Provided data |
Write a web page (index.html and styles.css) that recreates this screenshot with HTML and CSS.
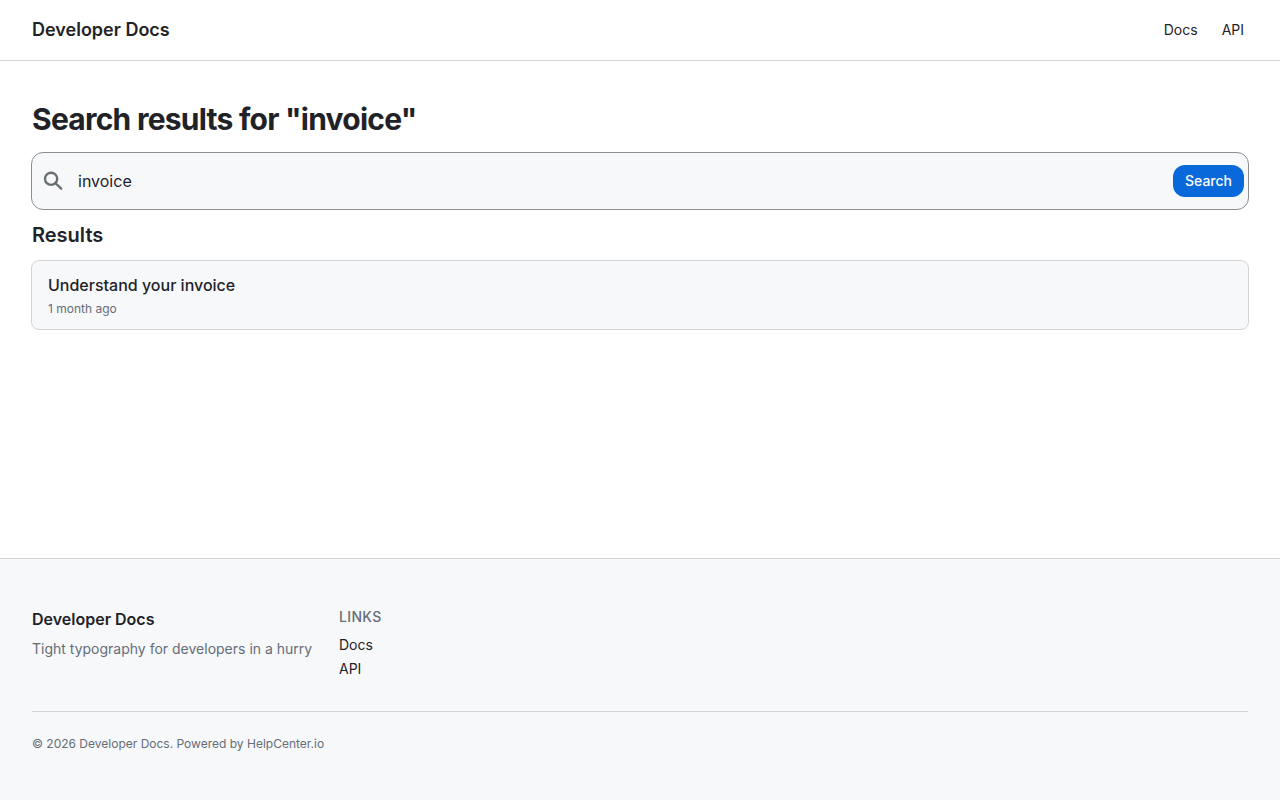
FILE: index.html
```html
<!DOCTYPE html>
<html lang="en">
<head>
  <meta charset="UTF-8" />
  <meta name="viewport" content="width=device-width, initial-scale=1.0" />
  <title>Search results - Developer Docs</title>
  <link rel="stylesheet" href="styles.css">
</head>
<body>
  <header class="site-header">
    <a class="brand" href="#">Developer Docs</a>
    <nav class="site-nav">
      <a href="#">Docs</a>
      <a href="#">API</a>
    </nav>
  </header>

  <main class="content">
    <h1>Search results for "invoice"</h1>

    <form class="search-box" role="search">
      <svg class="search-icon" viewBox="0 0 20 20" aria-hidden="true">
        <circle cx="8.1" cy="7.8" r="6.1" />
        <path d="M12.3 12 18.2 17.7" />
      </svg>
      <input type="text" name="q" value="invoice" aria-label="Search">
      <button type="submit">Search</button>
    </form>

    <h2>Results</h2>
    <a class="card" href="#">
      <h3>Understand your invoice</h3>
      <p>1 month ago</p>
    </a>
  </main>

  <footer class="site-footer">
    <div class="footer-columns">
      <div>
        <h4 class="footer-brand">Developer Docs</h4>
        <p class="tagline">Tight typography for developers in a hurry</p>
      </div>
      <nav class="footer-links">
        <h4>LINKS</h4>
        <a href="#">Docs</a>
        <a href="#">API</a>
      </nav>
    </div>
    <p class="copyright">© 2026 Developer Docs. Powered by <a href="#">HelpCenter.io</a></p>
  </footer>
</body>
</html>
```
FILE: styles.css
```css
* {
  box-sizing: border-box;
}
body {
  margin: 0;
  min-height: 100vh;
  display: flex;
  flex-direction: column;
  background: #fff;
  color: #1f2328;
  font-family: Inter, sans-serif;
  font-size: 14px;
  line-height: 20px;
}
h1, h2, h3, h4, p {
  margin: 0;
}
a {
  color: inherit;
  text-decoration: none;
}
.site-header {
  display: flex;
  align-items: center;
  justify-content: space-between;
  padding: 16px 36px 16px 32px;
  border-bottom: 1px solid #d2d6d9;
}
.brand {
  font-size: 18px;
  line-height: 28px;
  font-weight: 600;
}
.site-nav {
  display: flex;
  gap: 24px;
}
.content {
  flex: 1;
  padding: 38px 31px;
}
h1 {
  padding-left: 1px;
  font-size: 30px;
  line-height: 40px;
  font-weight: 700;
  letter-spacing: -0.025em;
}
.search-box {
  display: flex;
  align-items: center;
  margin: 13px 0 11px;
  padding: 12px 4px 12px 11px;
  border: 1px solid #8b8f92;
  border-radius: 12px;
  background: #f6f8fa;
}
.search-icon {
  width: 20px;
  height: 20px;
  fill: none;
  stroke: #68706f;
  stroke-width: 2.4;
  stroke-linecap: round;
}
.search-box input {
  flex: 1;
  min-width: 0;
  padding: 0 15px;
  border: none;
  outline: none;
  background: transparent;
  color: #1f2328;
  font-family: inherit;
  font-size: 16px;
  line-height: 24px;
}
.search-box button {
  padding: 6px 12px;
  border: none;
  border-radius: 12px;
  background: #0969da;
  color: #fff;
  font-family: inherit;
  font-size: 14px;
  font-weight: 500;
  line-height: 20px;
  cursor: pointer;
}
h2 {
  padding-left: 1px;
  font-size: 20px;
  line-height: 28px;
  font-weight: 600;
}
.card {
  display: block;
  margin-top: 11px;
  padding: 12px 16px;
  border: 1px solid #d2d6d9;
  border-radius: 8px;
  background: #f6f8fa;
}
.card h3 {
  font-size: 16px;
  line-height: 24px;
  font-weight: 500;
}
.card p {
  margin-top: 4px;
  color: #656d76;
  font-size: 12px;
  line-height: 16px;
}
.site-footer {
  padding: 48px 32px;
  border-top: 1px solid #d2d6d9;
  background: #f6f8fa;
}
.footer-columns {
  display: grid;
  grid-template-columns: repeat(4, 1fr);
  gap: 12px;
  padding-bottom: 32px;
  border-bottom: 1px solid #d2d6d9;
}
.footer-brand {
  font-size: 16px;
  line-height: 24px;
  font-weight: 600;
}
.tagline {
  margin-top: 8px;
  color: #656d76;
}
.footer-links {
  display: flex;
  flex-direction: column;
  gap: 4px;
}
.footer-links h4 {
  margin-bottom: 4px;
  color: #656d76;
  font-size: 14px;
  font-weight: 500;
  letter-spacing: 0.025em;
}
.copyright {
  padding-top: 24px;
  color: #656d76;
  font-size: 12px;
  line-height: 16px;
}
```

Exercise task |
All the material shown above is to be copied exactly, with no pictures carried over.

The answer |
Write a web page (index.html and styles.css) that recreates this screenshot with HTML and CSS.
FILE: index.html
```html
<!DOCTYPE html>
<html lang="en">
<head>
  <meta charset="UTF-8" />
  <meta name="viewport" content="width=device-width, initial-scale=1.0" />
  <title>Search results - Developer Docs</title>
  <link rel="stylesheet" href="styles.css">
</head>
<body>
  <header class="site-header">
    <a class="brand" href="#">Developer Docs</a>
    <nav class="site-nav">
      <a href="#">Docs</a>
      <a href="#">API</a>
    </nav>
  </header>

  <main class="content">
    <h1>Search results for "invoice"</h1>

    <form class="search-box" role="search">
      <svg class="search-icon" viewBox="0 0 20 20" aria-hidden="true">
        <circle cx="8.1" cy="7.8" r="6.1" />
        <path d="M12.3 12 18.2 17.7" />
      </svg>
      <input type="text" name="q" value="invoice" aria-label="Search">
      <button type="submit">Search</button>
    </form>

    <h2>Results</h2>
    <a class="card" href="#">
      <h3>Understand your invoice</h3>
      <p>1 month ago</p>
    </a>
  </main>

  <footer class="site-footer">
    <div class="footer-columns">
      <div>
        <h4 class="footer-brand">Developer Docs</h4>
        <p class="tagline">Tight typography for developers in a hurry</p>
      </div>
      <nav class="footer-links">
        <h4>LINKS</h4>
        <a href="#">Docs</a>
        <a href="#">API</a>
      </nav>
    </div>
    <p class="copyright">© 2026 Developer Docs. Powered by <a href="#">HelpCenter.io</a></p>
  </footer>
</body>
</html>
```
FILE: styles.css
```css
* {
  box-sizing: border-box;
}
body {
  margin: 0;
  min-height: 100vh;
  display: flex;
  flex-direction: column;
  background: #fff;
  color: #1f2328;
  font-family: Inter, sans-serif;
  font-size: 14px;
  line-height: 20px;
}
h1, h2, h3, h4, p {
  margin: 0;
}
a {
  color: inherit;
  text-decoration: none;
}
.site-header {
  display: flex;
  align-items: center;
  justify-content: space-between;
  padding: 16px 36px 16px 32px;
  border-bottom: 1px solid #d2d6d9;
}
.brand {
  font-size: 18px;
  line-height: 28px;
  font-weight: 600;
}
.site-nav {
  display: flex;
  gap: 24px;
}
.content {
  flex: 1;
  padding: 38px 31px;
}
h1 {
  padding-left: 1px;
  font-size: 30px;
  line-height: 40px;
  font-weight: 700;
  letter-spacing: -0.025em;
}
.search-box {
  display: flex;
  align-items: center;
  margin: 13px 0 11px;
  padding: 12px 4px 12px 11px;
  border: 1px solid #8b8f92;
  border-radius: 12px;
  background: #f6f8fa;
}
.search-icon {
  width: 20px;
  height: 20px;
  fill: none;
  stroke: #68706f;
  stroke-width: 2.4;
  stroke-linecap: round;
}
.search-box input {
  flex: 1;
  min-width: 0;
  padding: 0 15px;
  border: none;
  outline: none;
  background: transparent;
  color: #1f2328;
  font-family: inherit;
  font-size: 16px;
  line-height: 24px;
}
.search-box button {
  padding: 6px 12px;
  border: none;
  border-radius: 12px;
  background: #0969da;
  color: #fff;
  font-family: inherit;
  font-size: 14px;
  font-weight: 500;
  line-height: 20px;
  cursor: pointer;
}
h2 {
  padding-left: 1px;
  font-size: 20px;
  line-height: 28px;
  font-weight: 600;
}
.card {
  display: block;
  margin-top: 11px;
  padding: 12px 16px;
  border: 1px solid #d2d6d9;
  border-radius: 8px;
  background: #f6f8fa;
}
.card h3 {
  font-size: 16px;
  line-height: 24px;
  font-weight: 500;
}
.card p {
  margin-top: 4px;
  color: #656d76;
  font-size: 12px;
  line-height: 16px;
}
.site-footer {
  padding: 48px 32px;
  border-top: 1px solid #d2d6d9;
  background: #f6f8fa;
}
.footer-columns {
  display: grid;
  grid-template-columns: repeat(4, 1fr);
  gap: 12px;
  padding-bottom: 32px;
  border-bottom: 1px solid #d2d6d9;
}
.footer-brand {
  font-size: 16px;
  line-height: 24px;
  font-weight: 600;
}
.tagline {
  margin-top: 8px;
  color: #656d76;
}
.footer-links {
  display: flex;
  flex-direction: column;
  gap: 4px;
}
.footer-links h4 {
  margin-bottom: 4px;
  color: #656d76;
  font-size: 14px;
  font-weight: 500;
  letter-spacing: 0.025em;
}
.copyright {
  padding-top: 24px;
  color: #656d76;
  font-size: 12px;
  line-height: 16px;
}
```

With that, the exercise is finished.